Need a bush bath? Try this soapBy Darcel Choy Sunday, June 7 2009
As a child being taught how to make soaps by her grandmother, Leigh Lopez never thought she would turn what she learned into a successful business.
Two years ago Lopez took the plunge and opened her own shop, The Soap Kitchen, located in Tacarigua, where she produces natural handmade soaps and a range of natural creams, organic body butters and aromatherapy bath creations that she promises are formulated with the finest ingredients. According to Lopez, her products are packed with natural anti-oxidants to neutralise free radicals that are a cause of skin deterioration, lines, wrinkles and premature ageing.
In an interview recently at the National Museum’s craft and cultural fair where she was featuring her products, she told Sunday Newsday that she realised a few years ago that she needed a change from the regular eight to four job.
“I just got tired of being behind a desk and decided to put all my energy into making soaps and then my friends and family starting inveigling me to get into business,” she said.
Lopez started getting her business together by sitting down and coming up with new and unique blends for her soaps.

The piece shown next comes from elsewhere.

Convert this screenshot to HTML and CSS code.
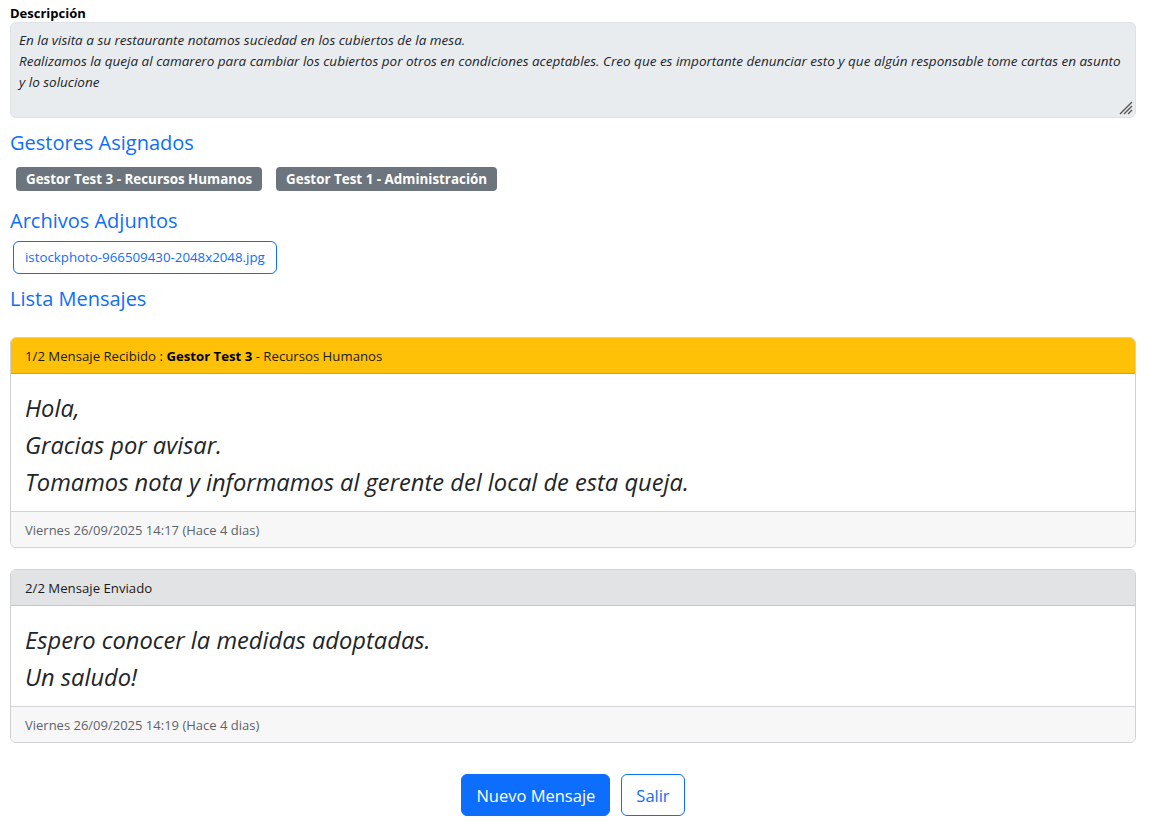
FILE: index.html
```html
<!DOCTYPE html>
<html lang="es">
<head>
<meta charset="utf-8">
<title>Detalle</title>
<link rel="stylesheet" href="styles.css">
</head>
<body>
<div class="page">
  <label class="field-label">Descripción</label>
  <div class="desc-box">
    <p>En la visita a su restaurante notamos suciedad en los cubiertos de la mesa.</p>
    <p>Realizamos la queja al camarero para cambiar los cubiertos por otros en condiciones aceptables. Creo que es importante denunciar esto y que algún responsable tome cartas en asunto y lo solucione</p>
    <svg class="grip" width="16" height="16" viewBox="0 0 16 16"><path d="M15 3 L3 15 M15 7 L7 15 M15 11 L11 15" stroke="#555" stroke-width="1.4" fill="none"/></svg>
  </div>

  <h3 class="section-title">Gestores Asignados</h3>
  <div class="badges">
    <span class="badge">Gestor Test 3 - Recursos Humanos</span>
    <span class="badge">Gestor Test 1 - Administración</span>
  </div>

  <h3 class="section-title">Archivos Adjuntos</h3>
  <div class="files">
    <a class="file-btn">istockphoto-966509430-2048x2048.jpg</a>
  </div>

  <h3 class="section-title">Lista Mensajes</h3>

  <div class="messages">
    <div class="card">
      <div class="card-header warning">1/2 Mensaje Recibido : <b>Gestor Test 3</b> - Recursos Humanos</div>
      <div class="card-body">
        <p>Hola,</p>
        <p>Gracias por avisar.</p>
        <p>Tomamos nota y informamos al gerente del local de esta queja.</p>
      </div>
      <div class="card-footer">Viernes 26/09/2025 14:17 (Hace 4 dias)</div>
    </div>

    <div class="card">
      <div class="card-header secondary">2/2 Mensaje Enviado</div>
      <div class="card-body">
        <p>Espero conocer la medidas adoptadas.</p>
        <p>Un saludo!</p>
      </div>
      <div class="card-footer">Viernes 26/09/2025 14:19 (Hace 4 dias)</div>
    </div>
  </div>

  <div class="actions">
    <button class="btn primary">Nuevo Mensaje</button>
    <button class="btn outline">Salir</button>
  </div>
</div>
</body>
</html>
```
FILE: styles.css
```css
* { box-sizing: border-box; }
html, body { margin: 0; padding: 0; background: #fff; }
body {
  font-family: "Open Sans", "Noto Sans", sans-serif;
  color: #212529;
}
.page {
  padding: 4px 14px 0 10px;
  display: flex;
  flex-direction: column;
}
.field-label {
  font-size: 13px;
  font-weight: 700;
  line-height: 18px;
  color: #000;
}
.desc-box {
  position: relative;
  background: #e9ecef;
  border: 1px solid #dee2e6;
  border-radius: 6px;
  padding: 7px 8px 8px;
  height: 96px;
  font-size: 13.5px;
  font-style: italic;
  line-height: 21px;
}
.desc-box p { margin: 0; }
.grip { position: absolute; right: 2px; bottom: 2px; }
.section-title {
  margin: 10px 0 0;
  font-size: 20px;
  font-weight: 400;
  color: #0d6efd;
  line-height: 30px;
}
.badges {
  display: flex;
  gap: 14px;
  padding: 9px 0 5px 6px;
}
.badge {
  background: #6c757d;
  color: #fff;
  font-weight: 700;
  font-size: 13.4px;
  line-height: 16px;
  padding: 4px 10px;
  border-radius: 4px;
}
.files { padding: 5px 0 0 3px; display: flex; }
.file-btn {
  border: 1px solid #0d6efd;
  color: #0d6efd;
  border-radius: 6px;
  font-size: 13.3px;
  line-height: 19px;
  padding: 6px 11px 6px 11px;
  height: 33px;
}
.messages {
  margin-top: 23px;
  display: flex;
  flex-direction: column;
  gap: 21px;
}
.card {
  border: 1px solid #cfd1d4;
  border-radius: 6px;
  overflow: hidden;
}
.card-header {
  height: 36px;
  padding: 0 14px;
  display: flex;
  align-items: center;
  white-space: pre;
  font-size: 13.2px;
  border-bottom: 1px solid rgba(0,0,0,0.175);
}
.card-header b { font-weight: 700; color: #000; }
.card-header.warning { background: #ffc107; color: #1a1a1a; border-bottom-color: #d9a406; }
.card-header.secondary { background: #e2e3e5; color: #1a1a1a; border-bottom-color: #c4c5c7; }
.card-body {
  padding: 16px 14px 10px;
  font-size: 23.7px;
  font-style: italic;
  line-height: 37px;
  color: #212529;
}
.card-body p { margin: 0; }
.card-footer {
  background: #f7f7f7;
  border-top: 1px solid #d2d4d7;
  height: 36px;
  padding: 0 14px;
  display: flex;
  align-items: center;
  font-size: 13px;
  color: #5c636a;
}
.actions {
  display: flex;
  justify-content: center;
  gap: 11px;
  margin-top: 31px;
  padding-left: 0;
}
.btn {
  font-family: inherit;
  font-size: 16.5px;
  height: 42px;
  padding: 0 14px;
  border-radius: 6px;
  border: 1px solid #0d6efd;
  cursor: pointer;
}
.btn.primary { background: #0d6efd; color: #fff; }
.btn.outline { background: #fff; color: #0d6efd; }
```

“I am an aromatherapist so I knew how to choose which scents, what would be soothing and invigorating in the soaps. I also knew what essential oils would be beneficial for each type of soap,” she said.
The oils that are used in her soaps include vegetable oils, coconut, olive, sunflower and soybean.
“We also add cocoa butter, mango butter, nutmeg butter and many other exotic butters. The choice of the oils is based on what they want the soaps to do at the end. If we wanted to do a moisturising soap we would use the olive and coconut oils. Shear butter would also be included and then we would just blend all of them together to make the soap,” she explained.
She said that commercial soaps are filled with animal fats while her products are carefully formulated without using any harsh chemicals, detergents, or petroleum based ingredients. Many products also feature organic ingredients such as organic oatmeal, rice flour, and cornmeal.
Lopez offers a wide variety of soaps that have a variety of uses. These include mango, charcoal, rose, bush bath soaps and many others.
She describes the process of production as “a lot of work” but she has four employees to help her along.
“Every inch of the process is done by hand, for example with the mango, we collect the ripe mangoes during the season and then we shred them and dry them in the sun, then we bottle it,” she said.
One of their most popular products is the bush bath soap because it is something people are not used to seeing.
“The bush bath soap is made up of different local bushes like carilli, Christmas bush, hibiscus and a few others. These things clean the skin and take the free radicals away from the body,” she said.
Lopez revealed that nothing is wasted when making these natural soaps. “We use every part, the roots, the stems, the branches everything,” she said.
Lopez, an avid environmentalist, is the mother of two sons, eight and four, who also have a say in what is put into her products.
“My eldest son is always up for something new that I could try. He was the one who suggested to me that I use bananas in the soaps and that has become another popular one,” she said.
She hopes in the future to export her products regionally and internationally and she plans to to introduce two other variants of her Carilli and Bush Bath soaps that are going to come out on the market very soon.
Lopez said the most fun part of what she does is sitting down and creating her recipes. “To see the people I have never met and who have used my products and their response to me is always something positive. People swear by my soaps,” she said.